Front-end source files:
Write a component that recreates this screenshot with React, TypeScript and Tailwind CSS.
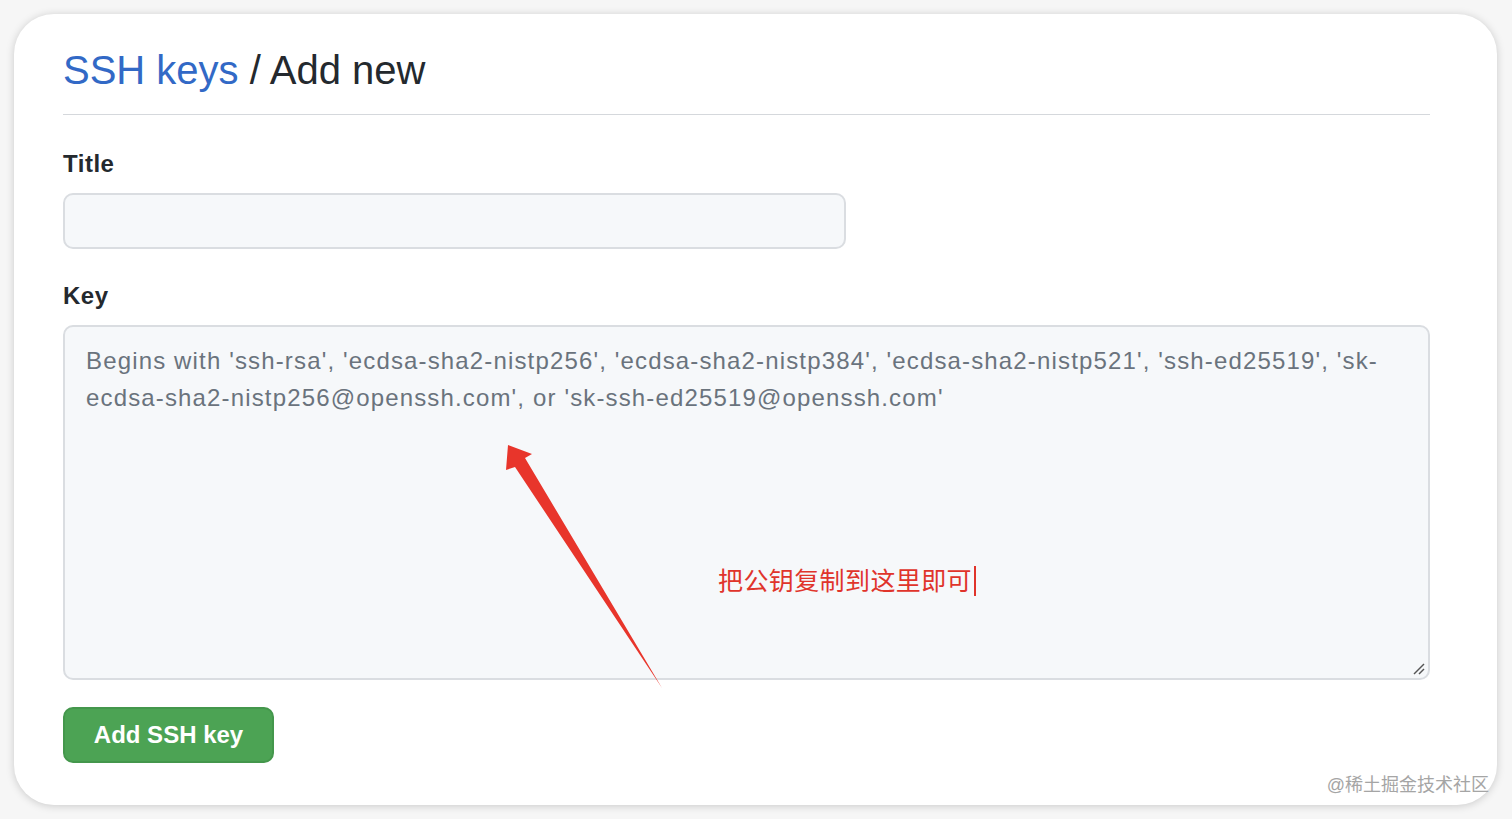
import React from "react";

const font = { fontFamily: '"Liberation Sans", Arial, "Noto Sans CJK SC", sans-serif' };

function ResizeHandle() {
  return (
    <svg
      className="absolute right-[3px] bottom-[3px]"
      width="12"
      height="12"
      viewBox="0 0 12 12"
    >
      <path d="M1 11 L11 1" stroke="#555" strokeWidth="1.4" />
      <path d="M6 11 L11 6" stroke="#555" strokeWidth="1.4" />
    </svg>
  );
}

function Arrow() {
  return (
    <svg
      className="absolute left-0 top-0 pointer-events-none overflow-visible"
      width="700"
      height="370"
    >
      <polygon
        points="443,118 467,127 460,131 597,361 450,140 441,143"
        fill="#e8352b"
      />
    </svg>
  );
}

function App() {
  return (
    <div className="min-h-[819px] bg-[#f6f6f6] pt-[14px] pl-[14px]" style={font}>
      <div className="w-[1483px] h-[791px] rounded-[40px] bg-white shadow-[0_1px_8px_rgba(0,0,0,0.18)] pl-[49px] pt-[31px] relative">
        <div className="w-[1367px]">
          <div className="border-b border-[#d5d8dc] pb-[19px]">
            <h1 className="text-[40px] leading-[50px] text-[#24292e]">
              <span className="text-[#3269c6]">SSH keys</span> / Add new
            </h1>
          </div>

          <div className="mt-[34px]">
            <label className="block text-[24px] leading-[30px] font-bold tracking-[0.5px] text-[#24292e]">
              Title
            </label>
            <div className="mt-[14px] w-[783px] h-[56px] rounded-[10px] border-2 border-[#dadde1] bg-[#f6f8fa]" />
          </div>

          <div className="mt-[32px]">
            <label className="block text-[24px] leading-[30px] font-bold tracking-[0.5px] text-[#24292e]">
              Key
            </label>
            <div className="mt-[14px] relative w-[1367px] h-[355px] rounded-[10px] border-2 border-[#dadde1] bg-[#f6f8fa] pl-[21px] pt-[15px]">
              <div className="text-[24px] leading-[37px] tracking-[1.15px] text-[#6a737d]">
                <div>
                  Begins with 'ssh-rsa', 'ecdsa-sha2-nistp256', 'ecdsa-sha2-nistp384', 'ecdsa-sha2-nistp521', 'ssh-ed25519', 'sk-
                </div>
                <div>ecdsa-sha2-nistp256@openssh.com', or 'sk-ssh-ed25519@openssh.com'</div>
              </div>
              <div className="absolute left-[653px] top-[238px] flex items-center">
                <span className="text-[25px] leading-[32px] tracking-[0.4px] text-[#e0342b]">
                  把公钥复制到这里即可
                </span>
                <span className="ml-[2px] w-[2px] h-[30px] bg-[#e0342b]" />
              </div>
              <Arrow />
              <ResizeHandle />
            </div>
          </div>

          <button className="mt-[27px] w-[211px] h-[56px] rounded-[10px] bg-[#4ca354] border-2 border-[#44974c] text-white text-[24px] font-bold">
            Add SSH key
          </button>
        </div>

        <div className="absolute right-[8px] bottom-[8px] text-[18px] leading-[24px] text-[#a5a5a5]">
          @稀土掘金技术社区
        </div>
      </div>
    </div>
  );
}

export default App;
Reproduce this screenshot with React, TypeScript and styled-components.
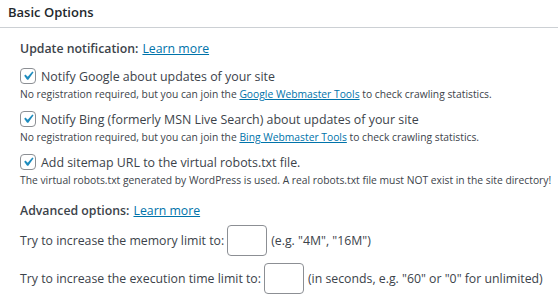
import React from 'react';
import styled, { createGlobalStyle } from 'styled-components';

const GlobalStyle = createGlobalStyle`
  body {
    margin: 0;
    background: #fff;
    font-family: "Open Sans", "Noto Sans", sans-serif;
    color: #3c434a;
  }
`;

const Box = styled.div`
  width: 558px;
  background: #fff;
`;

const Header = styled.div`
  height: 28px;
  padding: 3px 8px 0;
  box-sizing: border-box;
  border-bottom: 1px solid #ccd0d4;
  font-size: 13px;
  font-weight: 600;
  line-height: 18px;
  color: #23282d;
`;

const Body = styled.div`
  display: flex;
  flex-direction: column;
  padding: 0 20px;
`;

const SectionTitle = styled.div<{ $top: number }>`
  margin-top: ${(p) => p.$top}px;
  font-size: 12.3px;
  line-height: 20px;
  font-weight: 600;
  color: #3c434a;
  white-space: nowrap;
`;

const Link = styled.a`
  color: #0073aa;
  font-weight: 400;
  text-decoration: underline;
  margin-left: 4px;
`;

const Option = styled.div<{ $top: number }>`
  display: flex;
  flex-direction: column;
  margin-top: ${(p) => p.$top}px;
`;

const CheckRow = styled.label`
  display: flex;
  align-items: center;
  gap: 5px;
  height: 20px;
  font-size: 12.4px;
  color: #3c434a;
  white-space: nowrap;
`;

const CheckBox = styled.span`
  width: 16px;
  height: 16px;
  box-sizing: border-box;
  border: 1px solid #8c8f94;
  border-radius: 4px;
  background: #fff;
  display: flex;
  align-items: center;
  justify-content: center;
  flex-shrink: 0;
`;

const Desc = styled.div`
  font-size: 10.3px;
  line-height: 17px;
  color: #3c434a;
  white-space: nowrap;

  a {
    color: #0073aa;
    text-decoration: underline;
  }
`;

const FieldRow = styled.div<{ $top: number }>`
  display: flex;
  align-items: center;
  height: 31px;
  margin-top: ${(p) => p.$top}px;
  font-size: 12.3px;
  color: #3c434a;
  white-space: nowrap;
`;

const SmallInput = styled.input`
  width: 40px;
  height: 31px;
  box-sizing: border-box;
  margin: 0 4px 0 3px;
  border: 1px solid #8c8f94;
  border-radius: 4px;
  background: #fff;
  padding: 0 6px;
  font: inherit;
  flex-shrink: 0;
`;

const Check = () => (
  <CheckBox>
    <svg width="20" height="20" viewBox="0 0 20 20" style={{ margin: '-2px' }}>
      <path d="M14.83 4.89l1.34.94-5.81 8.38H9.02L5.78 9.67l1.34-1.25 2.570 2.4z" fill="#1e8cbe" />
    </svg>
  </CheckBox>
);

export default function App() {
  return (
    <Box>
      <GlobalStyle />
      <Header>Basic Options</Header>
      <Body>
        <SectionTitle $top={11}>
          Update notification:<Link href="#">Learn more</Link>
        </SectionTitle>
        <Option $top={7}>
          <CheckRow>
            <Check />
            Notify Google about updates of your site
          </CheckRow>
          <Desc>
            No registration required, but you can join the <a href="#">Google Webmaster Tools</a> to check crawling statistics.
          </Desc>
        </Option>
        <Option $top={6}>
          <CheckRow>
            <Check />
            Notify Bing (formerly MSN Live Search) about updates of your site
          </CheckRow>
          <Desc>
            No registration required, but you can join the <a href="#">Bing Webmaster Tools</a> to check crawling statistics.
          </Desc>
        </Option>
        <Option $top={6}>
          <CheckRow>
            <Check />
            Add sitemap URL to the virtual robots.txt file.
          </CheckRow>
          <Desc>
            The virtual robots.txt generated by WordPress is used. A real robots.txt file must NOT exist in the site directory!
          </Desc>
        </Option>
        <SectionTitle $top={12}>
          Advanced options:<Link href="#">Learn more</Link>
        </SectionTitle>
        <FieldRow $top={4}>
          Try to increase the memory limit to:
          <SmallInput type="text" />
          (e.g. "4M", "16M")
        </FieldRow>
        <FieldRow $top={7}>
          Try to increase the execution time limit to:
          <SmallInput type="text" />
          (in seconds, e.g. "60" or "0" for unlimited)
        </FieldRow>
      </Body>
    </Box>
  );
}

Set problem: In the entries above, identify every line with the word "React". Copy those lines.

The answer:
Write a component that recreates this screenshot with React, TypeScript and Tailwind CSS.
import React from "react";
Reproduce this screenshot with React, TypeScript and styled-components.
import React from 'react';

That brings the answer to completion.